Enfin, tant mieux que la réflexion, la raison et la discussion reprennent le dessus. Mais attention aux fausses bonnes idées !

Au moment où le hallal se banalise dans une enseigne du «business normal», en proposant à Quick d'ouvrir un «fast food spécial bacon» (c'est mon expression, pas la sienne), il révèle sa préférence pour le commerce ethnique (tant que c'était un «arabe» qui faisait du burger hallal, par exemple, comme Flash burger, ce n'était pas un problème : il n' y avait pas matière ni à polémique, ni à discrimination).

La transgression de Quick (car il s'agit bien de cela), c'est d'avoir osé assumer la banalisation de ces produits dit «hallal», et donc de la clientèle visée, d'avoir osé la banalisation du ciblage du consommateur musulman concret dans l'espace public du centre ville.
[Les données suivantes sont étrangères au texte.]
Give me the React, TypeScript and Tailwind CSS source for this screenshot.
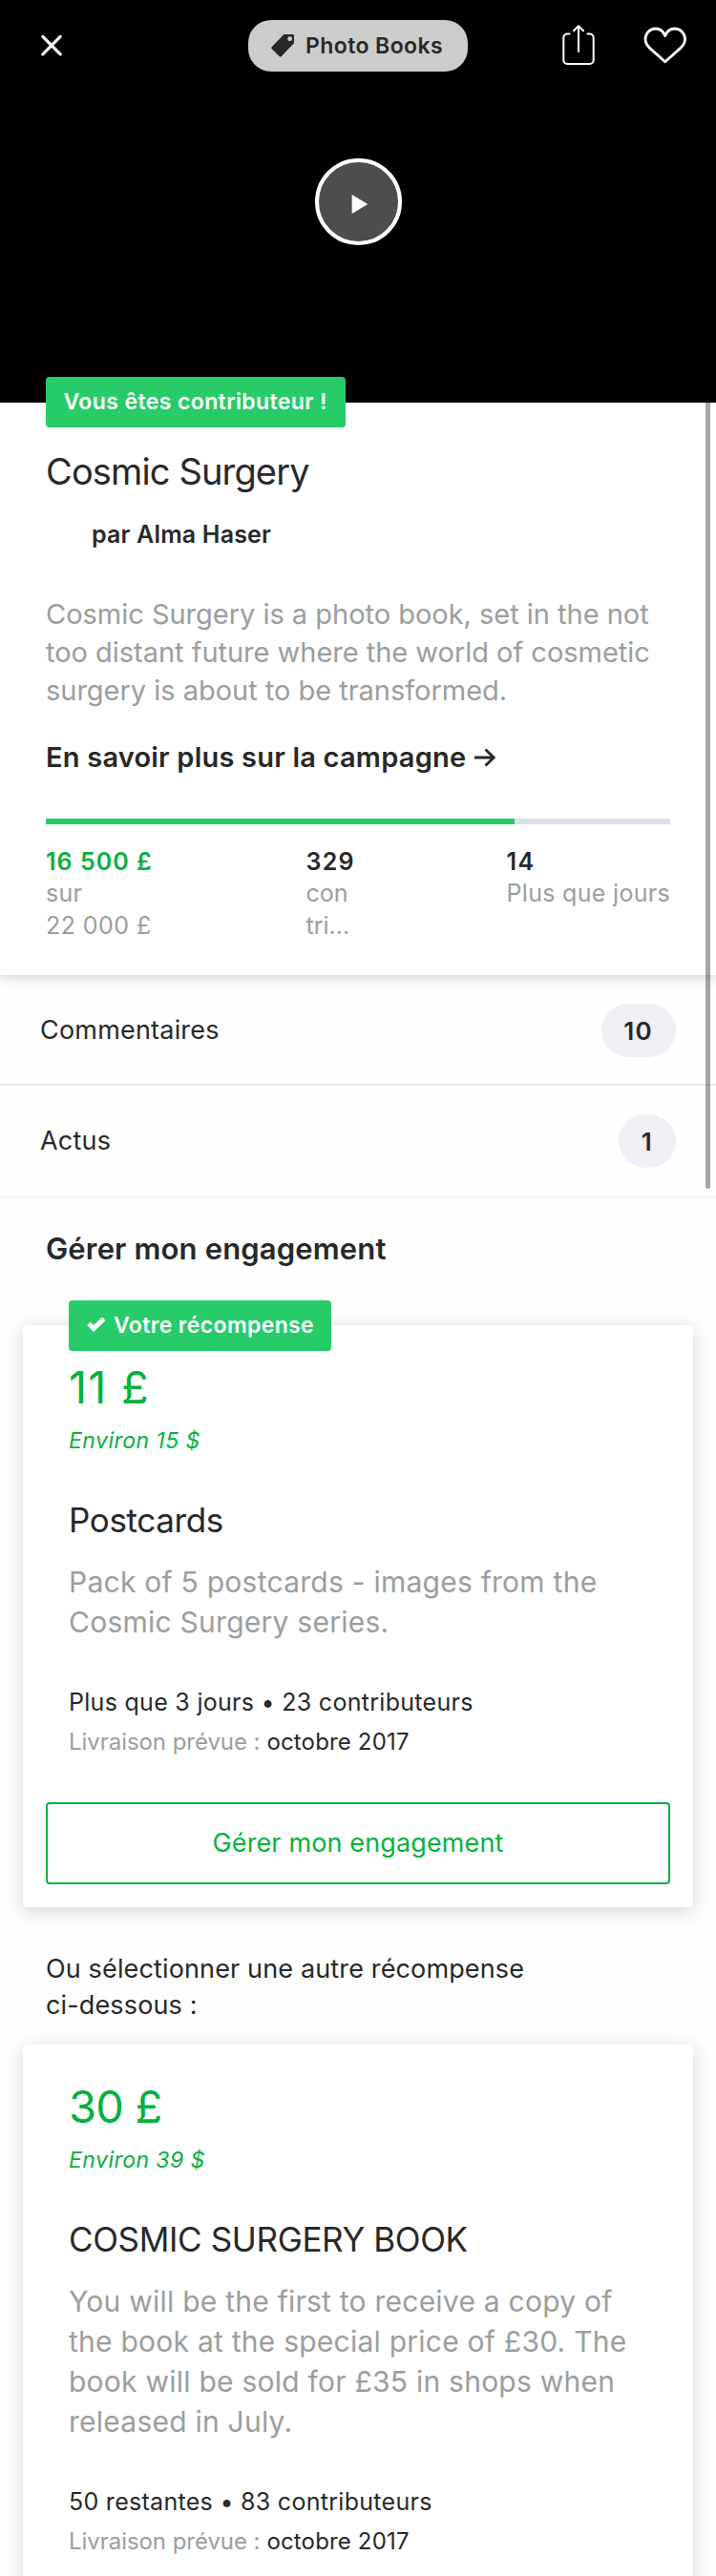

En plébiscitant l'initiative de cette enseigne, ces consommateurs nous parlent de leur désir d'être respectés (considérés comme les autres), et même assimilés, en ayant la possibilité de manger «hallal» justement dans un établissement «non ethnique». Ils sont, au fond, des consommateurs comme les autres, qui veulent «bouffer» comme tout le monde, y compris de la «malbouffe». Consommer, en quelque sorte, dans les temples banalisés de la consommation et sortir de l'offre «ethnique».

Nos pseudo-gardiens du temple républicain n'ont ils pas compris cela ou ne veulent pas l'entendre ?

Le centre ville est un secteur commercial, qui présente une offre de restauration diversifiée. Il est socialement et sociologiquement partagé.

L'essentiel, pour des élus responsables, réside dans le fait que cette diversité d'offre soit maintenue, promue, voire publiquement encouragée et subventionnée, le cas échéant. Toutes les études de marché ne font-elles pas état d'une insuffisance de l'offre de restauration le midi, très faible en soirée, beaucoup trop faible pour une ville de 100 000 habitants ?

Les moyens financiers publics (de l'Etat, du Conseil régional Nord-Pas-de-Calais, de la Communauté urbaine de Lille, de la Caisse des dépôts...), en raison des difficultés sociales de notre population, n'ont-ils pas été massivement déversés sur Mac Arthur Glen, Géant et sa galerie commerciale (plus de 200 millions d'euros), à juste raison, pour redresser l'infrastructure commerciale du centre ville ?

A ce stade de cette détestable affaire, les dégâts sont déjà immenses. Les postures irresponsables ont fait au moins quatre victimes :
- l'image de notre ville, considérablement dégradée
- le concept de discrimination, «appliqué à une tranche de bacon», détournement indigne dans une ville au sein de laquelle une partie importante de la population souffre cruellement de la discrimination au patronyme, au faciès, à l'origine, au quartier de résidence
- la laïcité, qui est curieusement mobilisée dans cette affaire de sandwich, burqua sémantique de xénophobes prétendument républicains
- la concorde civile roubaisienne et l'éthique de l'engagement civique et électif.

Espérons que cette affaire, justement par l'émotion et la colère qu'elle a provoquées, sera un électrochoc salutaire et qu'elle engendrera un sursaut.
Qu'elle fasse prendre conscience à nos concitoyens(nes) que la politique est une affaire trop sérieuse pour la laisser aux seuls politiciens, de plus en plus «hors sol».

Que s'élèvent, enfin, à Roubaix, publiquement, des voix et des militant(e)s dans toutes les familles politiques humanistes et démocrates pour crier : ça suffit !

Débattons de l'essentiel et occupons nous des vrais problèmes de notre ville.